Charles came around the counter and stood next to Fancy. He appeared a little nervous.
“Come on Charles, lean in close so you can take a close up of us,” Fancy teased. “You will never get a great picture standing over there.”
That said, Fancy leaned in close to the young man and placed her arm around his waist and touched her cheek to his. That caused a wide smile to appear on his face.
“Are you ready?” Charles asked.
Fancy nodded yes just before he snapped the shot.
“Well Charles, I certainly appreciate your help. And I guess I should check the social media sites soon since I know that pic is gonna end up there.”
“Not at all Miss Jenkins,” he replied. “This one is for my eyes only.”
Yeah right, Fancy thought. She knew that he and all of his Facebook fans would have comments about the photo for sure. Fancy smiled at him again before heading toward the elevators.
She could tell that the hospital was not that busy at that early hour because the elevator door opened as soon as she pressed the up button. Stepping inside, she pressed the button for the seventh floor. As the elevator began its climb, her stomach did its usual flutter in response. She leaned against the cool wall and closed her eyes.

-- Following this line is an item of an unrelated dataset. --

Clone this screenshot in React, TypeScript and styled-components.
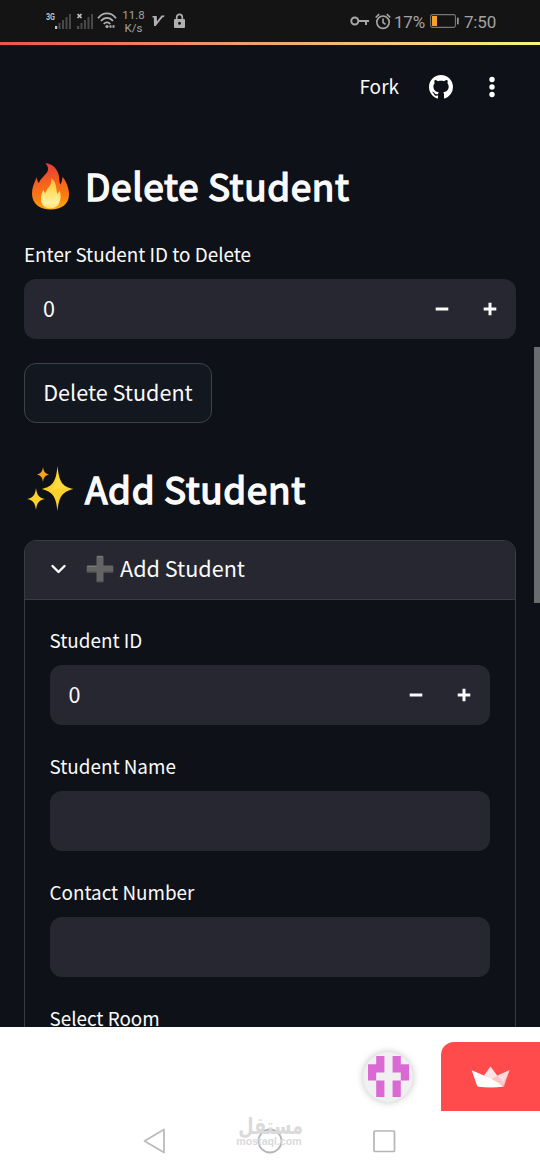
import React from "react";
import styled, { createGlobalStyle } from "styled-components";

const sans = `"Source Sans Pro", "Noto Sans CJK SC", "Noto Sans", sans-serif`;

const GlobalStyle = createGlobalStyle`
  * { box-sizing: border-box; }
  body { margin: 0; background: #fff; font-family: ${sans}; color: #fafafa; }
  button, input { font: inherit; color: inherit; }
  svg { display: block; flex: none; }
`;

const Phone = styled.div`
  width: 540px;
  height: 1170px;
  overflow: hidden;
  display: flex;
  flex-direction: column;
  background: #fff;
`;

const StatusBar = styled.div`
  height: 42px;
  flex: none;
  background: #141414;
  color: #a3a3a3;
  display: flex;
  justify-content: space-between;
  padding: 0 43px 0 46px;
  font-family: Roboto, sans-serif;
`;

const StatusGroup = styled.div`
  display: flex;
  align-items: center;
`;

const Spacer = styled.span<{ $width: number }>`
  width: ${(p) => p.$width}px;
  flex: none;
`;

const Speed = styled.div`
  width: 27px;
  margin: 2px 5px 0 3px;
  font-size: 11.5px;
  line-height: 13.5px;
  text-align: center;
`;

const StatusText = styled.span<{ $width: number }>`
  width: ${(p) => p.$width}px;
  margin-top: 1px;
  font-size: 17px;
  line-height: 20px;
  letter-spacing: -0.2px;
  white-space: nowrap;
`;

const AppView = styled.main`
  position: relative;
  height: 985px;
  flex: none;
  overflow: hidden;
  background: #0e1117;
`;

const Decoration = styled.div`
  height: 4px;
  border: solid #141414;
  border-width: 0 0 1px;
  background: linear-gradient(90deg, #ee5250, #f0b070 55%, #f8f480);
`;

const Toolbar = styled.header`
  height: 82px;
  display: flex;
  align-items: center;
  justify-content: flex-end;
  padding: 0 36px 0 0;
`;

const ForkLink = styled.span`
  font-size: 19px;
  line-height: 28px;
  margin: -2px 30px 0 0;
`;

const MenuButton = styled.button`
  border: 0;
  background: none;
  padding: 0;
  margin-left: 27px;
`;

const Page = styled.div`
  padding: 29px 24px 0;
`;

const Title = styled.h1`
  margin: 0;
  height: 58px;
  display: flex;
  align-items: center;
  gap: 11px;
  font-size: 37px;
  line-height: 58px;
  letter-spacing: 0.6px;
  font-weight: 400;
  -webkit-text-stroke: 1.5px currentColor;
  white-space: nowrap;
`;

const TitleText = styled.span`
  margin-top: -3px;
`;

const Label = styled.label`
  display: block;
  height: 28px;
  margin-bottom: 10px;
  font-size: 18.85px;
  line-height: 26px;
  white-space: nowrap;
`;

const Field = styled.div`
  & + & { margin-top: 28px; }
`;

const DeleteField = styled(Field)`
  padding-top: 26px;
`;

const InputBox = styled.div`
  height: 60px;
  border-radius: 12px;
  background: #262730;
  display: flex;
  align-items: center;
  padding: 0 19px 0 19px;
  font-size: 21.6px;
`;

const Value = styled.span`
  flex: 1;
  line-height: 30px;
  margin-top: -2px;
`;

const Stepper = styled.div`
  display: flex;
  gap: 34px;
`;

const ActionButton = styled.button`
  display: block;
  height: 60px;
  width: 188px;
  margin: 24px 0 37px;
  padding: 0 0 3px;
  border: 1.5px solid #3f4249;
  border-radius: 12px;
  background: #131720;
  font-size: 21.6px;
  white-space: nowrap;
`;

const Expander = styled.section`
  margin-top: 22px;
  height: 620px;
  border: 1.5px solid #3a3c43;
  border-radius: 12px;
  overflow: hidden;
`;

const ExpanderHeader = styled.div`
  height: 59px;
  background: #262730;
  border-bottom: 1.5px solid #3a3c43;
  display: flex;
  align-items: center;
  padding: 0 0 2px 24px;
  font-size: 21.6px;
`;

const ExpanderLabel = styled.span`
  margin: -2px 0 0 6px;
  line-height: 30px;
`;

const ExpanderBody = styled.div`
  padding: 27.4px 25px 28px 24.5px;
`;

const Scrollbar = styled.div`
  position: absolute;
  right: 0;
  top: 305px;
  width: 6px;
  height: 256px;
  background: #6b6c6f;
`;

const Footer = styled.footer`
  flex: 1;
  display: flex;
  flex-direction: column;
  padding-top: 15px;
`;

const BadgeRow = styled.div`
  display: flex;
  justify-content: flex-end;
  align-items: center;
  height: 69px;
`;

const Avatar = styled.div`
  width: 50px;
  height: 50px;
  margin-right: 28px;
  border-radius: 50%;
  background: #f0f0f0;
  box-shadow: 0 0 7px rgba(0, 0, 0, 0.25);
  display: grid;
  place-items: center;
`;

const HostBadge = styled.div`
  width: 99px;
  height: 69px;
  border-top-left-radius: 13px;
  background: #ff4b4b;
  display: grid;
  place-items: center;
`;

const NavBar = styled.nav`
  position: relative;
  height: 59px;
  display: flex;
  align-items: center;
  padding-left: 142px;
`;

const NavItem = styled.div<{ $gap?: number }>`
  margin-left: ${(p) => p.$gap ?? 0}px;
`;

const Watermark = styled.div`
  position: absolute;
  left: 229px;
  top: -1px;
  width: 80px;
  text-align: center;
  color: #dadada;
  font-family: "Liberation Sans", "DejaVu Sans", sans-serif;
  font-weight: 700;
`;

const ArabicMark = styled.div`
  height: 25px;
  font-family: "DejaVu Sans", sans-serif;
  font-size: 23px;
  line-height: 32px;
  transform: scaleX(0.77);
`;

const LatinMark = styled.div`
  font-size: 10.6px;
  line-height: 12px;
`;

const Signal = ({ type }: { type: "3g" | "x" }) => (
  <svg width={type === "3g" ? 27 : 20} height="22" viewBox={type === "3g" ? "0 0 27 22" : "0 0 20 22"}>
    <g transform={type === "3g" ? "translate(9 0)" : "translate(1 0)"}>
      <rect x="0" y="16" width="2.2" height="3" fill={type === "3g" ? "#c5c5c5" : "#505050"} />
      <rect x="3.5" y="13" width="2" height="6" fill="#484848" />
      <rect x="7" y="10" width="2" height="9" fill="#484848" />
      <rect x="10.5" y="7" width="2" height="12" fill="#484848" />
      <rect x="14" y="4" width="2" height="15" fill="#484848" />
    </g>
    {type === "3g" ? (
      <text x="0" y="10" fontFamily="Roboto" fontWeight="700" fontSize="8.5" fill="#c5c5c5" textLength="9" lengthAdjust="spacingAndGlyphs">3G</text>
    ) : (
      <path d="m1.5 4 4 4m0-4-4 4" stroke="#c5c5c5" strokeWidth="1.7" />
    )}
  </svg>
);

const Wifi = () => (
  <svg width="20" height="18" viewBox="0 0 20 18" fill="none" stroke="#b0b0b0" strokeWidth="1.8">
    <path d="M1 6.2C6-.2 14-.2 19 6.2M4 9c3.500-4.200 8.500-4.200 12 0M6.700 12c2-2.200 4.600-2.200 6.600 0" />
    <circle cx="10" cy="14.500" r="1.600" fill="#b0b0b0" stroke="none" />
    <path d="M12.500 14.500h2m1 0h2" strokeWidth="2.500" />
  </svg>
);

const VMark = () => (
  <svg width="13" height="12" viewBox="0 0 13 12">
    <path d="M.5 1h4.200l.3 5.500L9.500.5h3.300l-1.200 1.700h-1L3.700 11H2L1.800 2.500H.5z" fill="#b0b0b0" />
  </svg>
);

const Lock = () => (
  <svg width="11" height="16" viewBox="0 0 11 16">
    <path d="M2.700 7V4.200a2.800 2.800 0 0 1 5.600 0V7" fill="none" stroke="#b0b0b0" strokeWidth="1.700" />
    <path fillRule="evenodd" d="M1 6h9q1 0 1 1v7q0 1-1 1H1q-1 0-1-1V7q0-1 1-1m4.500 2.700a1.500 1.500 0 1 0 0 3 1.500 1.500 0 0 0 0-3" fill="#b0b0b0" />
  </svg>
);

const Key = () => (
  <svg width="20" height="12" viewBox="0 0 20 12" fill="none" stroke="#a8a8a8" strokeWidth="2">
    <circle cx="4.800" cy="6" r="3.500" />
    <path d="M8 6h11M16 6v4" />
  </svg>
);

const Alarm = () => (
  <svg width="16" height="17" viewBox="0 0 16 17" fill="none" stroke="#a8a8a8" strokeWidth="1.600">
    <circle cx="8" cy="9.200" r="6.200" />
    <path d="M8 5.500v4l2.500 1.800M.7 4.500 4.200 1.200M15.300 4.500l-3.500-3.300" />
  </svg>
);

const Battery = () => (
  <svg width="29" height="14" viewBox="0 0 29 14">
    <rect x=".6" y=".6" width="24.800" height="12.800" rx="1.800" fill="none" stroke="#777" strokeWidth="1.100" />
    <rect x="2" y="2" width="5" height="10" fill="#f5a22b" />
    <rect x="27" y="3.500" width="1.700" height="7" rx=".7" fill="#999" />
  </svg>
);

const GitHub = () => (
  <svg width="24" height="24" viewBox="0 0 16 16" fill="#fff">
    <path d="M8 0C3.580 0 0 3.580 0 8c0 3.540 2.290 6.530 5.470 7.590.4.070.55-.17.55-.38 0-.19-.01-.82-.01-1.490-2.010.37-2.530-.49-2.690-.94-.09-.23-.48-.94-.82-1.130-.28-.15-.68-.52-.01-.53.63-.01 1.080.58 1.230.82.72 1.210 1.870.87 2.330.66.07-.52.28-.87.51-1.070-1.780-.2-3.640-.89-3.640-3.950 0-.87.31-1.590.82-2.150-.08-.2-.36-1.020.08-2.120 0 0 .67-.21 2.200.82.64-.18 1.320-.27 2-.27s1.360.09 2 .27c1.530-1.040 2.200-.82 2.200-.82.44 1.100.16 1.920.08 2.120.51.56.82 1.270.82 2.150 0 3.070-1.870 3.750-3.650 3.950.29.25.54.73.54 1.480 0 1.070-.01 1.930-.01 2.200 0 .21.15.46.55.38A8.010 8.010 0 0 0 16 8c0-4.420-3.580-8-8-8" />
  </svg>
);

const Dots = () => (
  <svg width="24" height="24" viewBox="0 0 24 24" fill="#fff">
    <circle cx="12" cy="4.500" r="2.700" />
    <circle cx="12" cy="12" r="2.700" />
    <circle cx="12" cy="19.500" r="2.700" />
  </svg>
);

const Flame = () => (
  <svg width="50" height="50" viewBox="0 0 50 50">
    <defs>
      <linearGradient id="flameOuter" x1=".4" y1="0" x2=".5" y2="1">
        <stop offset="0" stopColor="#e5383b" />
        <stop offset=".4" stopColor="#f4601f" />
        <stop offset=".75" stopColor="#fb7d10" />
        <stop offset="1" stopColor="#fca814" />
      </linearGradient>
      <linearGradient id="flameInner" x1=".5" y1="0" x2=".5" y2="1">
        <stop offset="0" stopColor="#fdb72d" />
        <stop offset=".4" stopColor="#fedc60" />
        <stop offset=".8" stopColor="#fff0a0" />
        <stop offset="1" stopColor="#fde070" />
      </linearGradient>
    </defs>
    <path d="M21.300 2c6.700.6 12.200 5.500 13.500 12.500.7 3.600.4 6.700 1.500 9 1.200-1.300 1.600-3.500 2.300-7.500 3.500 3.800 6.400 11.300 6.400 17.500C45 43.200 37.200 48.500 26.700 48.500 16 48.500 8 43.200 8 32.500c0-5.500 2-10.200 4.800-16.200.3 2.600.8 4.400 2 5.700 2-5 6.400-7.500 8.700-11.500 1.300-2.300.5-5.500-2.200-8.500" fill="url(#flameOuter)" />
    <path d="M27.300 17.500c5.800 3.700 4.500 10.300 6 15.500 1-.8 1.700-2.300 2-3.500 1.200 2.200 1.500 4.500 1.200 7.500-.7 7-4.500 10.500-10 10.500S17 44 17 38c0-4 1.200-7 2.500-9.200.4 1.600.9 2.700 1.900 3.500 1.200-4.500 3.800-5.800 5.100-8.800.8-2 .9-4 .8-6" fill="url(#flameInner)" />
  </svg>
);

const Sparkles = () => (
  <svg width="50" height="50" viewBox="0 0 50 50">
    <path d="M33.500 2c1.500 14 3.500 20.500 16 23-12.500 3-14.500 9-16 22-1.500-13-3.500-19-16-22 12.500-2.500 14.500-9 16-23" fill="#fdd02b" />
    <path d="M33.500 4c.5 11 1 18 14 21-11-1-16 0-21 2 6-4 7-15 7-23" fill="#ffe14d" opacity=".65" />
    <path d="M12 24c1 7 2.500 9.500 9 11-6.500 1.500-8 4-9 11-1-7-2.500-9.500-9-11 6.500-1.500 8-4 9-11" fill="#fdd02b" />
    <path d="M19 3c.7 4.500 1.800 6.500 6 7.500-4.200 1-5.300 3-6 7.500-.7-4.500-1.800-6.500-6-7.500 4.200-1 5.300-3 6-7.500" fill="#f4a320" />
  </svg>
);

const HeavyPlus = () => (
  <svg width="28" height="28" viewBox="0 0 28 28">
    <path d="M10.500 1.500q0-.8.800-.8h5.400q.8 0 .8.800v9h9q.8 0 .8.800v5.400q0 .8-.8.800h-9v9q0 .8-.8.800h-5.400q-.8 0-.8-.8v-9h-9q-.8 0-.8-.8v-5.400q0-.8.800-.8h9z" fill="#646464" />
    <path d="M11.200 1.700h5M1.700 11.300h9" stroke="#808080" strokeWidth="1" />
    <path d="M1.500 17h8.800M17.700 17h8.800M11.500 26.700h5" stroke="#4d4d4d" strokeWidth="1" />
  </svg>
);

const Chevron = () => (
  <svg width="20" height="20" viewBox="0 0 20 20" fill="none" stroke="#fafafa" strokeWidth="2.400" strokeLinecap="round" strokeLinejoin="round">
    <path d="m3.500 7 6 6 6-6" />
  </svg>
);

const Sign = ({ plus }: { plus?: boolean }) => (
  <svg width="14" height="14" viewBox="0 0 14 14" fill="none" stroke="#fafafa" strokeWidth="3">
    <path d={plus ? "M.7 7h12.600M7 .7v12.600" : "M.7 7h12.600"} />
  </svg>
);

const Identicon = () => (
  <svg width="41" height="41" viewBox="0 0 5 5" fill="#da69d4">
    <path d="M1 0h1v2H1v1H0V1h1zM3 0h1v1h1v2H4V2H3zM1 3h1v2H1zM3 3h1v2H3z" />
  </svg>
);

const Crown = () => (
  <svg width="40" height="24" viewBox="0 0 40 24">
    <path d="M19.500 1.500 26.500 11 33.500 20.500 11 14 13 10.500z" fill="#ffe3e5" />
    <path d="M38.500 5.200 33 21 20 13.800z" fill="#ffc4c8" />
    <path d="m38.500 5.200-12 5.300 5.500 7z" fill="#ffdadd" />
    <path d="m.7 5.200 19 8.300 13.300 8Q20 23.500 7.300 21.800 6.500 21.700 6 20.500z" fill="#fff" />
    <path d="m.7 5.200 12 5.300 7 3.300z" fill="#fff0f1" />
  </svg>
);

const NumberInput = () => (
  <InputBox>
    <Value>0</Value>
    <Stepper>
      <Sign />
      <Sign plus />
    </Stepper>
  </InputBox>
);

export default function App() {
  return (
    <Phone>
      <GlobalStyle />
      <StatusBar>
        <StatusGroup>
          <Signal type="3g" />
          <Spacer $width={3} />
          <Signal type="x" />
          <Spacer $width={1} />
          <Wifi />
          <Speed>11.8<br />K/s</Speed>
          <VMark />
          <Spacer $width={9} />
          <Lock />
        </StatusGroup>
        <StatusGroup>
          <Key />
          <Spacer $width={5} />
          <Alarm />
          <Spacer $width={3} />
          <StatusText $width={36}>17%</StatusText>
          <Battery />
          <Spacer $width={5} />
          <StatusText $width={33}>7:50</StatusText>
        </StatusGroup>
      </StatusBar>
      <AppView>
        <Decoration />
        <Toolbar>
          <ForkLink>Fork</ForkLink>
          <GitHub />
          <MenuButton aria-label="Menu"><Dots /></MenuButton>
        </Toolbar>
        <Page>
          <Title><Flame /><TitleText>Delete Student</TitleText></Title>
          <DeleteField>
            <Label>Enter Student ID to Delete</Label>
            <NumberInput />
          </DeleteField>
          <ActionButton>Delete Student</ActionButton>
          <Title><Sparkles /><TitleText>Add Student</TitleText></Title>
          <Expander>
            <ExpanderHeader>
              <Chevron />
              <Spacer $width={17} />
              <HeavyPlus />
              <ExpanderLabel>Add Student</ExpanderLabel>
            </ExpanderHeader>
            <ExpanderBody>
              <Field>
                <Label>Student ID</Label>
                <NumberInput />
              </Field>
              <Field>
                <Label>Student Name</Label>
                <InputBox />
              </Field>
              <Field>
                <Label>Contact Number</Label>
                <InputBox />
              </Field>
              <Field>
                <Label>Select Room</Label>
              </Field>
            </ExpanderBody>
          </Expander>
        </Page>
        <Scrollbar />
      </AppView>
      <Footer>
        <BadgeRow>
          <Avatar><Identicon /></Avatar>
          <HostBadge><Crown /></HostBadge>
        </BadgeRow>
        <NavBar>
          <Watermark>
            <ArabicMark lang="ar">مستقل</ArabicMark>
            <LatinMark>mostaql.com</LatinMark>
          </Watermark>
          <NavItem>
            <svg width="24" height="26" viewBox="0 0 24 26" fill="none" stroke="#bbb" strokeWidth="1.800" strokeLinejoin="round">
              <path d="M2.500 13 22 1.500v23z" />
            </svg>
          </NavItem>
          <NavItem $gap={91}>
            <svg width="26" height="26" viewBox="0 0 26 26" fill="none" stroke="#b5b5b5" strokeWidth="1.800">
              <circle cx="13" cy="13" r="11.500" />
            </svg>
          </NavItem>
          <NavItem $gap={89}>
            <svg width="24" height="24" viewBox="0 0 24 24" fill="none" stroke="#b5b5b5" strokeWidth="1.700">
              <rect x="2" y="2" width="20.500" height="20.500" rx="1" />
            </svg>
          </NavItem>
        </NavBar>
      </Footer>
    </Phone>
  );
}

She had no clue what to expect when she arrived on the floor. All of a sudden, she was struck by a strong urge to pray. “Lord,” she began. “It’s been awhile since I have asked you for anything. I have no clue what is in store. I have always had Big Ma to rely on. She is always the one that has taken care of us. So I need you now Lord to help me. Help me deal with this, whatever it is. I know I haven’t always been worthy, but Lord I know you love me. You have kept me from the day I was born and I trust you because I know you hold me in the palms of your hand. In Jesus’ name, Amen.”
Fancy had been so absorbed in her praying that she had not realized the elevator had reached its destination. After she wiped tears away, she opened her eyes. A nurse stood just outside the open door.
“Miss Jenkins,” the nurse began. “We have been expecting you.”